As the doors of the metal fabrication company Integrity Manufacturing closed last week, so did the funding prospects behind a manufacturing plant that would make Zap electric vehicles in Kentucky and supposedly deliver 4,000 green jobs. But like a green zombie that just won’t die, Zap and a new affiliate called Zap Motor Manufacturing of Kentucky have devised a plan to resurrect the plant with the most solid of funding options: hundreds of millions of dollars in Department of Energy loans and tens of millions from an unnamed “New York-based financial firm.”
As Seth and Amy say: Really. Integrity was also betting on $200 million in loans from the DOE’s Advanced Technology Vehicles Manufacturing (ATVM) Loan Program, but couldn’t seem to survive even the few months until the loans are supposed to be doled out. There are more than 70 applications for those funds as of the beginning of this year.
The duo behind Zap Motor Manufacturing of Kentucky, which was formed solely to get the plant built, is CEO Gary Dodd, who was a general manager for Toyota and President Darryl Keels, who worked for Mercedes-Benz U.S. International. It’s not clear what other experience they have that would be beneficial for building an electric vehicle plant and maneuvering local, state and federal incentives.

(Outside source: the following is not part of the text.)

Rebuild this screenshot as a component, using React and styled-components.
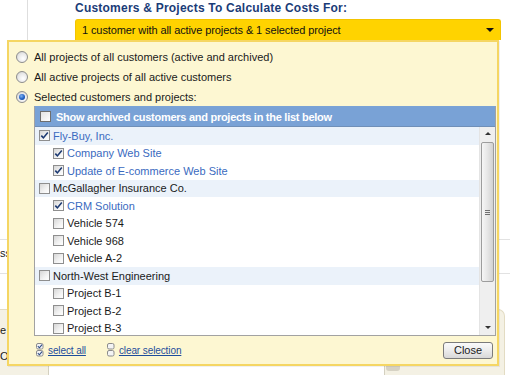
import React from "react";
import styled, { createGlobalStyle, css } from "styled-components";

const GlobalStyle = createGlobalStyle`
  html, body {
    margin: 0;
    padding: 0;
    background: #fff;
  }
  body {
    font-family: "Liberation Sans", Arial, sans-serif;
    font-size: 11px;
    color: #1a1a1a;
  }
`;

const customers = [
  {
    name: "Fly-Buy, Inc.",
    checked: true,
    projects: [
      { name: "Company Web Site", checked: true },
      { name: "Update of E-commerce Web Site", checked: true }
    ]
  },
  {
    name: "McGallagher Insurance Co.",
    checked: false,
    projects: [
      { name: "CRM Solution", checked: true },
      { name: "Vehicle 574" },
      { name: "Vehicle 968" },
      { name: "Vehicle A-2" }
    ]
  },
  {
    name: "North-West Engineering",
    checked: false,
    projects: [
      { name: "Project B-1" },
      { name: "Project B-2" },
      { name: "Project B-3" }
    ]
  }
];

const radioOptions = [
  { label: "All projects of all customers (active and archived)" },
  { label: "All active projects of all active customers" },
  { label: "Selected customers and projects:", selected: true }
];

function CheckMark() {
  return (
    <svg width="11" height="11" viewBox="0 0 11 11">
      <path
        d="M2.3 5.6 L4.4 7.9 L8.8 2.6"
        fill="none"
        stroke="#1d3a72"
        strokeWidth="1.6"
      />
    </svg>
  );
}

function TinyBoxes({ checked }) {
  return (
    <svg width="8" height="14" viewBox="0 0 8 14">
      {[0, 7].map(y => (
        <g key={y}>
          <rect
            x="0.5"
            y={y + 0.5}
            width="6.5"
            height="5.5"
            rx="1.5"
            fill="#f4f4f4"
            stroke="#8c8c8c"
          />
          {checked && (
            <path
              d={`M1.8 ${y + 3.2} L3.4 ${y + 4.8} L6 ${y + 1.6}`}
              fill="none"
              stroke="#2a4a86"
              strokeWidth="1.1"
            />
          )}
        </g>
      ))}
    </svg>
  );
}

export default function App() {
  return (
    <>
      <GlobalStyle />
      <Page>
        <Backdrop>
          <TopArea>
            <Rail />
            <Main>
              <Title>Customers &amp; Projects To Calculate Costs For:</Title>
              <Dropdown>
                <span>1 customer with all active projects &amp; 1 selected project</span>
                <Caret />
              </Dropdown>
            </Main>
          </TopArea>
          <FieldRow>ss</FieldRow>
          <BottomPanel>
            <PanelLabel>e</PanelLabel>
            <PanelLabel>O</PanelLabel>
            <InputBox>
              <InputGrip />
            </InputBox>
          </BottomPanel>
        </Backdrop>

        <Popup>
          <RadioList>
            {radioOptions.map(option => (
              <RadioRow key={option.label}>
                <Radio selected={option.selected} />
                {option.label}
              </RadioRow>
            ))}
          </RadioList>

          <ListBox>
            <ListHeader>
              <Checkbox header />
              Show archived customers and projects in the list below
            </ListHeader>
            <ListBody>
              <Rows>
                {customers.map(customer => (
                  <React.Fragment key={customer.name}>
                    <Row customer>
                      <Checkbox>{customer.checked && <CheckMark />}</Checkbox>
                      <RowLabel checked={customer.checked}>{customer.name}</RowLabel>
                    </Row>
                    {customer.projects.map(project => (
                      <Row key={project.name}>
                        <Checkbox>{project.checked && <CheckMark />}</Checkbox>
                        <RowLabel checked={project.checked}>{project.name}</RowLabel>
                      </Row>
                    ))}
                  </React.Fragment>
                ))}
              </Rows>
              <Scrollbar>
                <ScrollArrow up />
                <Thumb>
                  <Grip />
                </Thumb>
                <ScrollArrow />
              </Scrollbar>
            </ListBody>
          </ListBox>

          <Footer>
            <FooterLink>
              <TinyBoxes checked />
              <span>select all</span>
            </FooterLink>
            <FooterLink>
              <TinyBoxes />
              <span>clear selection</span>
            </FooterLink>
            <CloseButton>Close</CloseButton>
          </Footer>
        </Popup>
      </Page>
    </>
  );
}

const Page = styled.div`
  position: relative;
  width: 510px;
  height: 375px;
  overflow: hidden;
  background: #fff;
`;

const Backdrop = styled.div`
  display: flex;
  flex-direction: column;
  height: 100%;
`;

const TopArea = styled.div`
  display: flex;
  height: 242px;
`;

const Rail = styled.div`
  width: 27px;
  border-right: 1px solid #dedede;
`;

const Main = styled.div`
  flex: 1;
  padding: 1px 0 0 47px;
`;

const Title = styled.div`
  font-size: 12px;
  font-weight: bold;
  line-height: 14px;
  letter-spacing: 0.22px;
  color: #1b3c78;
  margin-bottom: 4px;
`;

const Dropdown = styled.div`
  display: flex;
  align-items: center;
  justify-content: space-between;
  width: 426px;
  height: 21px;
  box-sizing: border-box;
  padding: 0 6px 0 6px;
  background: #ffd300;
  border: 1px solid #f3c400;
  border-bottom: none;
  border-radius: 3px 3px 0 0;
  font-size: 11px;
  letter-spacing: -0.1px;
  color: #111;
`;

const Caret = styled.span`
  width: 0;
  height: 0;
  border-left: 4px solid transparent;
  border-right: 4px solid transparent;
  border-top: 4px solid #111;
`;

const FieldRow = styled.div`
  height: 34px;
  line-height: 26px;
  border-top: 1px solid #e2e2e2;
  border-bottom: 1px solid #e2e2e2;
  font-size: 11px;
`;

const BottomPanel = styled.div`
  position: relative;
  margin-top: 35px;
  width: 505px;
  flex: 1;
  box-sizing: border-box;
  padding-top: 13px;
  background: #f4f1e4;
  border-top: 1px solid #e3dcc3;
  border-right: 1px solid #e3dcc3;
  border-radius: 0 7px 0 0;
`;

const PanelLabel = styled.div`
  font-size: 11px;
  line-height: 14px;
  height: 26px;
`;

const InputBox = styled.div`
  position: absolute;
  left: 48px;
  top: 52px;
  width: 335px;
  height: 16px;
  background: #fff;
  border: 1px solid #d4d0c0;
`;

const InputGrip = styled.div`
  position: absolute;
  right: -16px;
  top: 0;
  width: 14px;
  height: 8px;
  background: #d6d2c4;
  border-radius: 0 0 3px 3px;
`;

const Popup = styled.div`
  position: absolute;
  left: 7px;
  top: 40px;
  width: 492px;
  height: 326px;
  box-sizing: border-box;
  display: flex;
  flex-direction: column;
  background: #fdf7d2;
  border: 2px solid #f5d663;
  box-shadow: 1px 1px 0 rgba(0, 0, 0, 0.06);
`;

const RadioList = styled.div`
  padding: 5px 0 0 7px;
`;

const RadioRow = styled.div`
  display: flex;
  align-items: center;
  gap: 6px;
  height: 20px;
  font-size: 11px;
  color: #1a1a1a;
`;

const Radio = styled.span`
  position: relative;
  width: 12px;
  height: 12px;
  box-sizing: border-box;
  border-radius: 50%;
  border: 1px solid #8d8d8d;
  background: radial-gradient(circle at 60% 65%, #ffffff 0%, #e8e8e8 55%, #c9c9c9 100%);
  ${({ selected }) =>
    selected &&
    css`
      &::after {
        content: "";
        position: absolute;
        left: 2px;
        top: 2px;
        width: 6px;
        height: 6px;
        border-radius: 50%;
        background: radial-gradient(circle at 40% 35%, #7fb2f0 0%, #1f5fc4 55%, #113a80 100%);
      }
    `};
`;

const ListBox = styled.div`
  margin: -1px 1px 0 25px;
  border: 1px solid #a2a2a2;
  border-top-color: #7aa3d6;
  background: #fff;
`;

const ListHeader = styled.div`
  display: flex;
  align-items: center;
  gap: 5px;
  height: 20px;
  box-sizing: border-box;
  padding-left: 5px;
  background: #79a2d6;
  border-bottom: 1px solid #6f8fb8;
  color: #fff;
  font-weight: bold;
  font-size: 11px;
  letter-spacing: -0.27px;
`;

const Checkbox = styled.span`
  display: inline-flex;
  flex: none;
  width: 11px;
  height: 11px;
  box-sizing: border-box;
  border: 1px solid #8e8e8e;
  background: linear-gradient(135deg, #d6d6d6 0%, #f3f3f3 60%, #ffffff 100%);
  align-items: center;
  justify-content: center;
  svg {
    margin: -1px;
  }
  ${({ header }) =>
    header &&
    css`
      border-color: #6e6e6e;
      background: linear-gradient(135deg, #e3e3e3 0%, #ffffff 100%);
    `};
`;

const ListBody = styled.div`
  display: flex;
  height: 208px;
`;

const Rows = styled.div`
  flex: 1;
  overflow: hidden;
`;

const Row = styled.div`
  display: flex;
  align-items: center;
  gap: 3px;
  height: 17.5px;
  padding-left: ${({ customer }) => (customer ? "4px" : "18px")};
  background: ${({ customer }) => (customer ? "#ebf2fa" : "transparent")};
`;

const RowLabel = styled.span`
  font-size: 11px;
  color: ${({ checked }) => (checked ? "#3a6ac0" : "#1a1a1a")};
`;

const Scrollbar = styled.div`
  display: flex;
  flex-direction: column;
  width: 15px;
  background: #efefef;
  border-left: 1px solid #e4e4e4;
`;

const ScrollArrow = styled.div`
  position: relative;
  height: 15px;
  flex: none;
  ${({ up }) =>
    up
      ? css`
          &::after {
            content: "";
            position: absolute;
            left: 5px;
            top: 5px;
            border-left: 3px solid transparent;
            border-right: 3px solid transparent;
            border-bottom: 3px solid #333;
          }
        `
      : css`
          margin-top: auto;
          &::after {
            content: "";
            position: absolute;
            left: 5px;
            bottom: 6px;
            border-left: 3px solid transparent;
            border-right: 3px solid transparent;
            border-top: 3px solid #333;
          }
        `};
`;

const Thumb = styled.div`
  display: flex;
  align-items: center;
  justify-content: center;
  height: 140px;
  margin: 0 1px;
  box-sizing: border-box;
  border: 1px solid #9d9d9d;
  border-radius: 2px;
  background: linear-gradient(90deg, #f6f6f6 0%, #e6e6e6 50%, #d2d2d2 100%);
`;

const Grip = styled.div`
  width: 5px;
  height: 5px;
  background: repeating-linear-gradient(180deg, #6f6f6f 0 1px, transparent 1px 2px);
`;

const Footer = styled.div`
  display: flex;
  align-items: center;
  flex: 1;
  padding: 0 4px 0 27px;
`;

const FooterLink = styled.span`
  display: inline-flex;
  align-items: center;
  gap: 4px;
  margin-right: 21px;
  color: #1d4d9c;
  font-size: 10px;
  letter-spacing: -0.1px;
  span {
    text-decoration: underline;
  }
`;

const CloseButton = styled.button`
  margin-left: auto;
  width: 50px;
  height: 17px;
  padding: 0;
  font-family: "Liberation Sans", Arial, sans-serif;
  font-size: 11px;
  color: #1a1a1a;
  border: 1px solid #7b7b7b;
  border-radius: 3px;
  background: linear-gradient(180deg, #fafafa 0%, #ececec 50%, #d8d8d8 100%);
`;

The two claim that the new electric vehicle plant could create up to 8,615 “new direct, indirect and induced jobs,” (whatever that means) and generate nearly $40 million per year in state and local tax revenue. That’s more than double the number of jobs promised for the previous plant. OK, Governor Beshear, hopefully you learned a valuable lesson last time: don’t rest on something that’s built on shaky financial ground.